The calculated core-excitation energies were decreased by approximately 13 eV following orbital optimization, suggesting that significant orbital relaxation was associated with core-hole formation compared with HOMO–LUMO excitation. Although a hole in the HOMO primarily affects the electrons excited to the virtual orbitals, a core hole additionally affects the valence occupied orbitals, leading to significant relaxation. As a result, the calculated O 1s → LUMO core-excitation energies were greatly reduced through orbital optimization.

The calculated shift of the core-excitation energy due to the substitution of a N atom for an O atom was larger than the experimentally observed value. However, the substitution of a N atom for one of the O atoms in the Ti(OH)4 model corresponded to a nitrogen doping level of 25 atom %, which was much larger than the concentration of less than 0.2 atom % applied in the experiments.[87] Therefore, the effects of nitrogen doping could be overestimated in the calculations results. A larger model capable of accurately simulating lower levels of doping would therefore be necessary for quantitatively accurate calculations.

Ti 2p Core-Ionized States

Ti 2p orbital energies calculated using the Hartree–Fock method and the weighting coefficients estimated from these orbital energies are summarized in Table S9, and the total electronic state energies are shown in Table S10. The three orbital energies were determined to be approximately −18.08 hartree for Ti(OH)4 and −18.05 hartree for Ti(OH)3(NH2). Note that all of the −ε2p values, when rounded up to the first decimal place, were 18.1 hartree. As a result, common weighting coefficients were adopted for both models. The calculation results for the Ti 2p core-ionized states are provided in Table . The calculated core-ionization energies derived from the three Ti 2p orbitals were averaged to obtain the E2p value for each model and the resulting E2p1/2 and E2p3/2 values for Ti(OH)3(NH2) were found to be lower than those for Ti(OH)4. The results suggest that the Ti 2p peaks in the XPS spectrum should be shifted to lower energy due to nitrogen doping, in agreement with the experimental findings.[73,74]

Since the Ti 2p level was shifted upward as a consequence of the substitution of a N atom for an O atom (Table S9), the Ti 2p core-ionization energy was decreased. However, the calculated core-ionized energies of Ti(OH)3(NH2) were lower than those of Ti(OH)4 by 0.9–1.5 eV, and this shift was larger than the experimental values of 0.3–0.6 eV.[73,74] This discrepancy can be attributed to the overestimated extent of nitrogen doping in the models, as with the discrepancy for the calculations of O 1s → LUMO core-excited states. The calculated core-ionization energies were decreased by approximately 15 eV following orbital optimization, suggesting that orbital relaxation had a significant effect.
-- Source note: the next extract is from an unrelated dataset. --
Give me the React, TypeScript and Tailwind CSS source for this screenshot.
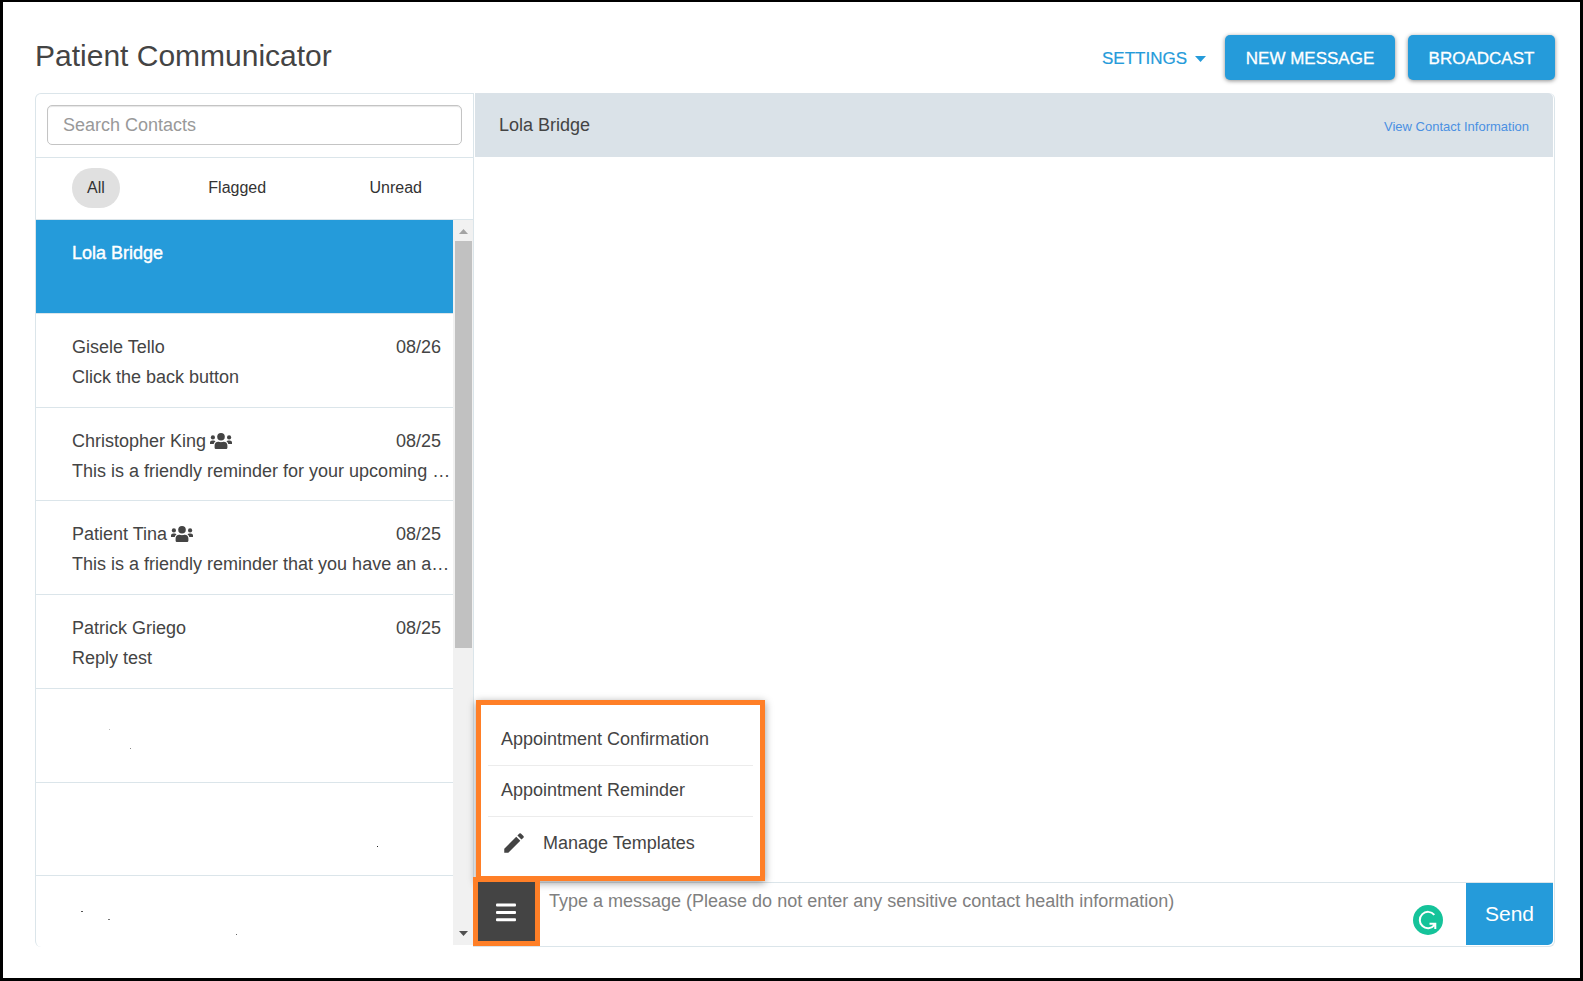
import React from "react";
import { MdEdit } from "react-icons/md";

type Contact = {
  name: string;
  date?: string;
  preview?: string;
  group?: boolean;
  selected?: boolean;
};

const contacts: Contact[] = [
  { name: "Lola Bridge", selected: true },
  { name: "Gisele Tello", date: "08/26", preview: "Click the back button" },
  {
    name: "Christopher King",
    date: "08/25",
    preview: "This is a friendly reminder for your upcoming …",
    group: true,
  },
  {
    name: "Patient Tina",
    date: "08/25",
    preview: "This is a friendly reminder that you have an a…",
    group: true,
  },
  { name: "Patrick Griego", date: "08/25", preview: "Reply test" },
  { name: "" },
  { name: "" },
  { name: "" },
];

function GroupIcon() {
  return (
    <svg viewBox="0 0 22 16" className="h-4 w-[22px] shrink-0" fill="currentColor" role="img" aria-label="Group">
      <circle cx="11" cy="3.800" r="3.800" />
      <circle cx="2.900" cy="4.400" r="2.100" />
      <circle cx="19.100" cy="4.400" r="2.100" />
      <path d="M4.600 14.400V12.600C4.600 10.300 6 8.800 8.200 8.800C9.100 8.800 9.600 9.200 11 9.200S12.900 8.800 13.800 8.800C16 8.800 17.400 10.300 17.400 12.600V14.400C17.400 15.300 16.700 16 15.800 16H6.200C5.300 16 4.600 15.300 4.600 14.400Z" />
      <path d="M0 10.900V9.600C0 8.200 1 7.400 2.200 7.400H3.600C4.400 7.400 5 7.700 5.500 8.200C4.500 8.900 3.900 9.800 3.700 10.900Z" />
      <path d="M22 10.900V9.600C22 8.200 21 7.400 19.800 7.400H18.400C17.600 7.400 17 7.700 16.500 8.200C17.500 8.900 18.100 9.800 18.300 10.900Z" />
    </svg>
  );
}

function Header() {
  const primary =
    "h-[45px] rounded-[5px] bg-[#259bda] pt-[2px] text-[17px] text-white shadow-[0_1px_4px_rgba(0,0,0,0.45)] [-webkit-text-stroke:0.3px_white]";
  return (
    <header className="flex items-start justify-between pr-[25px] pl-8">
      <h1 className="pt-1 text-[30px] leading-[34px] text-[#444]">Patient Communicator</h1>
      <div className="flex items-center">
        <button
          type="button"
          className="mr-[19px] flex items-center gap-2 pt-[2px] text-[17px] text-[#259bda] [-webkit-text-stroke:0.2px_#259bda]"
        >
          SETTINGS
          <svg viewBox="0 0 11 6" className="h-[6px] w-[11px]" fill="currentColor" aria-hidden="true">
            <path d="M0 0h11L5.500 6z" />
          </svg>
        </button>
        <button type="button" className={primary + " mr-[13px] w-[170px]"}>
          NEW MESSAGE
        </button>
        <button type="button" className={primary + " w-[147px]"}>
          BROADCAST
        </button>
      </div>
    </header>
  );
}

function ContactRow({ c }: { c: Contact }) {
  return (
    <li
      className={
        c.selected
          ? "min-w-0 border-b border-[#dbe5ea] bg-[#259bda] pt-[18px] pl-9 text-white"
          : "min-w-0 border-b border-[#dbe5ea] pt-[18px] pl-9"
      }
    >
      <div className="flex items-center justify-between pr-3">
        <span
          className={
            c.selected
              ? "flex items-center gap-1 [-webkit-text-stroke:0.4px_white]"
              : "flex items-center gap-1"
          }
        >
          {c.name}
          {c.group && <GroupIcon />}
        </span>
        <span>{c.date}</span>
      </div>
      <p className="truncate">{c.preview}</p>
    </li>
  );
}

function ScrollBar() {
  return (
    <div className="mb-[2px] flex w-5 shrink-0 flex-col items-center bg-[#f1f1f1]" aria-hidden="true">
      <svg viewBox="0 0 20 21" className="h-[21px] w-5 shrink-0" fill="#a3a3a3">
        <path d="M6 14L10.500 9L15 14z" />
      </svg>
      <div className="flex w-full flex-1 flex-col pr-px pl-[2px]">
        <div className="grow-[406] basis-0 bg-[#c1c1c1]" />
        <div className="grow-[276] basis-0" />
      </div>
      <svg viewBox="0 0 20 21" className="h-[21px] w-5 shrink-0" fill="#505050">
        <path d="M6 7H15L10.500 12z" />
      </svg>
    </div>
  );
}

function Specks() {
  return (
    <svg className="pointer-events-none absolute top-0 left-0 h-[725px] w-[416px]" aria-hidden="true">
      <rect x="73" y="509" width="1" height="1" fill="#bbb" />
      <rect x="94" y="528" width="1" height="1" fill="#888" />
      <rect x="341" y="626" width="1" height="1" fill="#222" />
      <rect x="45" y="691" width="2" height="1" fill="#555" />
      <rect x="72" y="699" width="2" height="1" fill="#777" />
      <rect x="200" y="714" width="1" height="1" fill="#666" />
    </svg>
  );
}

function Sidebar() {
  return (
    <aside className="flex w-[439px] shrink-0 flex-col rounded-l-[6px] border-t border-r border-l border-[#dbe5ea]">
      <div className="border-b border-[#dbe5ea] px-[11px] pt-[11px] pb-3">
        <input
          type="text"
          aria-label="Search Contacts"
          placeholder="Search Contacts"
          className="block h-10 w-full rounded-[5px] border border-[#c4c4c4] px-[15px] text-[18px] shadow-[inset_0_1px_1px_rgba(0,0,0,0.1)] placeholder:text-[#999]"
        />
      </div>
      <div className="flex h-[62px] items-start justify-between border-b border-[#dbe5ea] px-9 pt-[10px] text-[16px] text-[#333]">
        <button type="button" className="h-10 w-12 rounded-[20px] bg-[#e0e0e0]">
          All
        </button>
        <button type="button" className="h-10 px-[15px]">
          Flagged
        </button>
        <button type="button" className="h-10 px-[15px]">
          Unread
        </button>
      </div>
      <div className="flex min-h-0 flex-1">
        <div className="relative min-w-0 flex-1 overflow-hidden">
          <ul className="grid h-[750px] grid-cols-1 grid-rows-8 text-[18px] leading-[30px]">
            {contacts.map((c, i) => (
              <ContactRow key={i} c={c} />
            ))}
          </ul>
          <Specks />
        </div>
        <ScrollBar />
      </div>
    </aside>
  );
}

function TemplateMenu() {
  return (
    <ul
      role="menu"
      className="absolute bottom-[2px] left-[2px] w-[289px] border-[5px] border-[#ff7f27] bg-white px-[7px] pt-[9px] pb-[7px] shadow-[0_2px_8px_rgba(0,0,0,0.4)]"
    >
      <li className="border-b border-[#ececec]">
        <button type="button" role="menuitem" className="flex h-[51px] w-full items-center px-[13px]">
          Appointment Confirmation
        </button>
      </li>
      <li className="border-b border-[#ececec]">
        <button type="button" role="menuitem" className="flex h-[50px] w-full items-center px-[13px] pb-[2px]">
          Appointment Reminder
        </button>
      </li>
      <li>
        <button type="button" role="menuitem" className="flex h-[52px] w-full items-center gap-[16px] px-[13px]">
          <MdEdit className="h-[26px] w-[26px]" />
          Manage Templates
        </button>
      </li>
    </ul>
  );
}

function Conversation() {
  return (
    <section className="flex min-w-0 flex-1 flex-col rounded-r-[6px] border-r border-b border-[#dbe5ea]">
      <div className="mr-px ml-px flex h-16 shrink-0 items-center justify-between rounded-tr-[5px] bg-[#dae2e8] px-6">
        <h2 className="text-[18px]">Lola Bridge</h2>
        <a href="#contact" className="pt-1 text-[13px] text-[#4a90e2]">
          View Contact Information
        </a>
      </div>
      <div className="flex-1" />
      <div className="relative mr-px flex h-16 shrink-0 border-t border-[#dbe5ea] pb-px">
        <div className="absolute bottom-0 left-0 h-full w-0 text-[18px]">
          <div className="relative">
            <TemplateMenu />
          </div>
        </div>
        <button
          type="button"
          aria-label="Message templates"
          className="absolute bottom-0 -left-px flex h-[69px] w-[67px] items-center justify-center border-[5px] border-[#ff7f27] bg-[#444]"
        >
          <svg viewBox="0 0 20 19" className="mt-[2px] mr-[2px] h-[19px] w-5" fill="#fff" aria-hidden="true">
            <rect x="0" y="0.500" width="20" height="3" rx="1" />
            <rect x="0" y="8" width="20" height="3" rx="1" />
            <rect x="0" y="15.300" width="20" height="3" rx="1" />
          </svg>
        </button>
        <textarea
          aria-label="Message"
          placeholder="Type a message (Please do not enter any sensitive contact health information)"
          className="block min-w-0 flex-1 resize-none bg-transparent pt-[5px] pl-[75px] text-[18px] leading-[26px] placeholder:text-[#808080]"
        />
        <svg viewBox="0 0 30 30" className="mt-[22px] mr-[23px] h-[30px] w-[30px] shrink-0" aria-hidden="true">
          <circle cx="15" cy="15" r="15" fill="#15c39a" />
          <path
            d="M21.300 9.800A8.200 8.200 0 1 0 21.400 20.200M16.500 18.700H22.300V24"
            fill="none"
            stroke="#fff"
            strokeWidth="2"
          />
          <path d="M19.500 18H23V22.500Z" fill="#fff" />
        </svg>
        <button type="button" className="w-[87px] shrink-0 rounded-br-[5px] bg-[#259bda] text-[21px] text-white">
          Send
        </button>
      </div>
    </section>
  );
}

export default function App() {
  return (
    <div className="flex h-screen min-h-[981px] flex-col border-x-[3px] border-t-[2px] border-b-[3px] border-black bg-white pt-[33px] pb-[31px] font-['Liberation_Sans',Arial,sans-serif] text-[#444]">
      <Header />
      <main className="mt-[13px] mr-[25px] ml-8 flex min-h-0 flex-1">
        <Sidebar />
        <Conversation />
      </main>
    </div>
  );
}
Overall, the results of the VQD calculations suggest that nitrogen doping was responsible for the red-shift in the absorption band edge, the increase in the O 1s → Ti 3d excitation energy and the upward shift of the Ti 2p core-level, all of which were in qualitatively good agreement with the experimental data.

Conclusions

The VQD method has attracted attention as a promising quantum-classical hybrid algorithm for the calculation of excited states. In the present study, calculations of the core-excited states and core-ionized states for common molecules utilizing the VQD method were simulated on a classical computer, focusing on the penalty terms in the cost function. The weighting coefficients for these penalty terms were estimated on the basis of molecular orbital levels and the minimum deviations of the eigenvalues of the wave function regarding the spin and the number of electrons. Adopting this simple procedure allowed the core-level states to be successfully calculated. The relationship between the weighting coefficients and the resulting ansatz states was systematically examined on the basis of calculations of the O 1s core-ionized state for a water molecule. The results indicate that the weighting coefficients estimated by our procedure allowed the target states to be obtained by raising the cost of undesired states. The O 1s core-excited states and the Ti 2p core-ionized states for TiO2 and N-TiO2 photocatalysts serving as model compounds could also be calculated in the same manner as the valence excited states. The results of such calculations demonstrated that nitrogen doping induced a red-shift in the absorption band edge, increased the O 1s → Ti 3d excitation energy, and raised the Ti 2p core-level. These results were consistent with experimental findings, suggesting that VQD calculations can be applied to the analysis of functional materials in collaboration with experimental work. The results of this study are expected to provide valuable guidelines for future applications of the VQD method using quantum computers and also to inspire further development of the algorithm.